Stephen Steinlight emails: Thank God for the American people. Ordinary American Christians are Israel’s firewall. Politically correct Jews (at least the shrinking cohort that retains a scintilla of concern for Israel) and who enjoy caricaturing Evangelicals and other people of outspoken faith ought to go down on their knees to them and beg forgiveness — rather than kowtow to Obama. It is because he can’t forge the political power of those religious folk that President Obama will not be permitted to turn Israel into 1938 Czechoslovakia, something he’d dearly love to do.
More than half of likely voters say the Obama administration’s policy on Israel is either somewhat or very important to the way they vote, according to this week’s The Hill Poll.

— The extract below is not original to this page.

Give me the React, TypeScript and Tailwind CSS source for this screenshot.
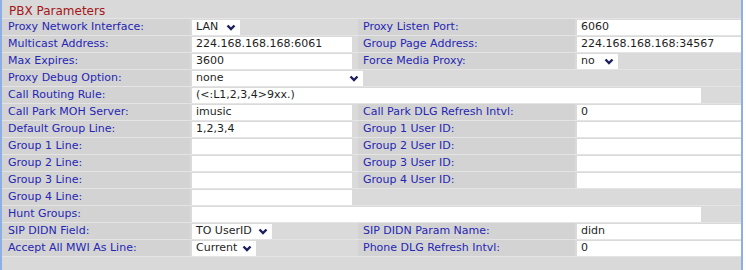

The survey comes just as Republicans managed to win the Brooklyn- and Queens-based congressional seat of former Rep. Anthony Weiner (D-N.Y.), in what many called a referendum on President Obama’s approach to Israel.
The winner, newly sworn in Rep. Bob Turner (R), used the issue to bludgeon his Democratic opponent, David Weprin, in the heavily Jewish district.
Obama is expected to meet early this week with Israeli Prime Minister Benjamin Netanyahu in New York, as the United Nations holds its annual General Assembly meetings.
One of the issues the U.N. is expected to address is a push by Palestinians for a declaration of statehood, something the United States has promised to veto.
According to The Hill Poll, more than 25 percent consider the administration’s approach to Israel “very important” to the way they vote. An additional 36 percent consider it “somewhat important.”